CONSTITUTIVE MODELLING OF CONCRETE AND ROCKS UNDER MULTIAXIAL COMPRESSIVE LOADINGS

Abstract

Characterization of stress-deformation behavior of concrete and rocks have been a subject of active research for a long time. Linear elastic, nonlinear (piecewise) linear elastic, elastic-plastic and endochronic models have been proposed and used by various investigators and the literature on the subjects is very wide. A review of various models together with their implementation is numerical (finite element) procedures is presented in Ref. (77). The primary objective of the present study is to develop a generalized constitutive model based on the theory of plasticity. Although such a model can be used for a wide range of materials, in this dissertation its applications to plain concrete and rocks are emphasised. One of the main objectives of this dissertation is to study constitutive behavior of concrete and soapstone under multiaxial load histories by using a truly triaxial or multiaxial testing device.

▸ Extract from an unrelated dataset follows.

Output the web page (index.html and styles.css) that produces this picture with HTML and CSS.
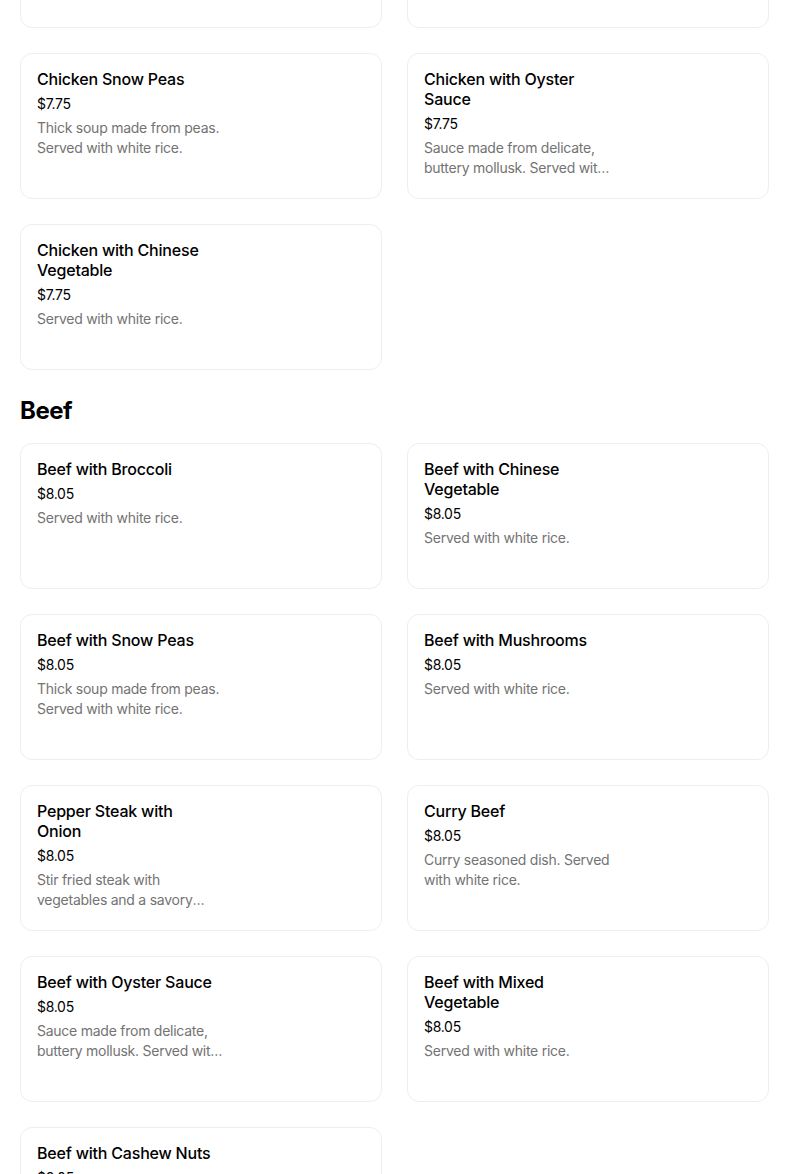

The truly triaxial device is capable of applying a general three-dimensional state of stress. Samples can be tested along any three dimensional stress path. Therefore, constitutive behavior of concrete and soapstone can be studied under all possible states of stress. The conventional, octahedral, proportional loading and circular stress test series are conducted using the truly triaxial cubical device. For meaningful results, samples with consistent initial properties are essential. In order to produce samples with uniform initial properties such as density, equipment and procedures are developed to standardize the sample preparation process. The test data is used to determine the material constants associated with the proposed constitutive model. The model is then verified by back-predicting the stress-strain curves obtained from the laboratory.